Bradford

Bradford killer of brother, nine, detained

Jack Taylor
Image caption Jack suffered multiple stab wounds in the attack in February 2010

A man who admitted killing his nine-year-old brother has been given an indefinite hospital order by a judge.

Daniel Taylor, 21, pleaded guilty in June at Bradford Crown Court to the manslaughter of Jack.

The boy died after being stabbed by his brother at a house on Rookes Avenue, Bradford, on 18 February 2010.

The court heard Taylor was a paranoid schizophrenic and was probably suffering "an abnormality of the mind" when he killed his brother.

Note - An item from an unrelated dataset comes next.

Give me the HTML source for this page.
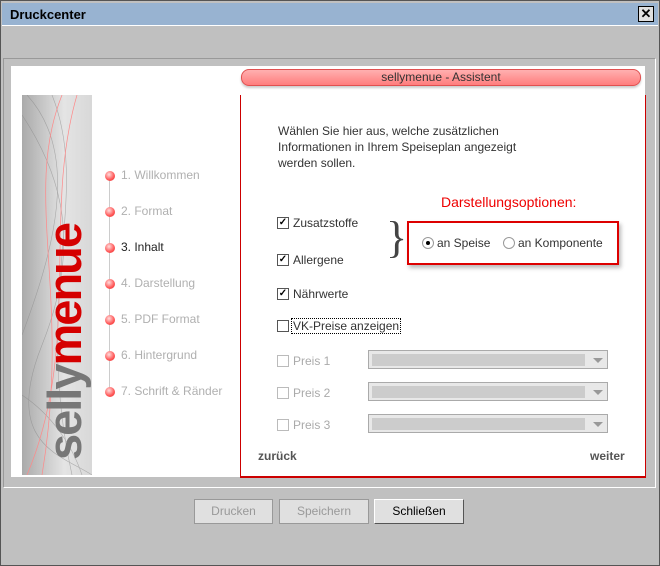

Taylor stabbed his young brother to death just hours after community mental health workers left his house saying there was no immediate problem, the court heard.

He sat in the dock surrounded by guards and carers and showed no emotion as the court was told about the attack on his brother and his history of mental health problems.

The court heard he was told he had doted on Jack when he was born, they were close and he loved him very much.

But Simon Bourne-Arton QC, prosecuting, said Taylor had been diagnosed with paranoid schizophrenia a number of years earlier and also had problems with cannabis use and alcohol.

From May to August 2009 he was admitted to Lynfield Mount Hospital in Bradford and, when he was released, he was monitored by a community mental health team.

'Hearing voices'

The court heard Taylor would often fail to take his medication and eventually his condition began to deteriorate.

Mr Bourne-Arton said he was hearing voices and became more threatening towards his family.

The day before the attack his family tried to contact the mental health team as his mother became more and more concerned about his behaviour.

His mother said Taylor had been due a benefits payment which she feared he would spend entirely on cannabis, Judge James Goss QC heard.

She then found he had burned a picture of himself and was "out of his head".

Mr Bourne-Arton said Taylor's key care worker was away and on February 18, the day of the attack, his team had training which meant the message was not picked up until the afternoon.

Members of the team did visit Taylor at home later in the day.

The prosecutor said they stayed for about 20 minutes and left after concluding "there was no immediate problem or crisis".

Five hours later, he said, Taylor picked up a 8.7in (22cm) kitchen knife and went looking for his brother, Mr Bourne-Arton said.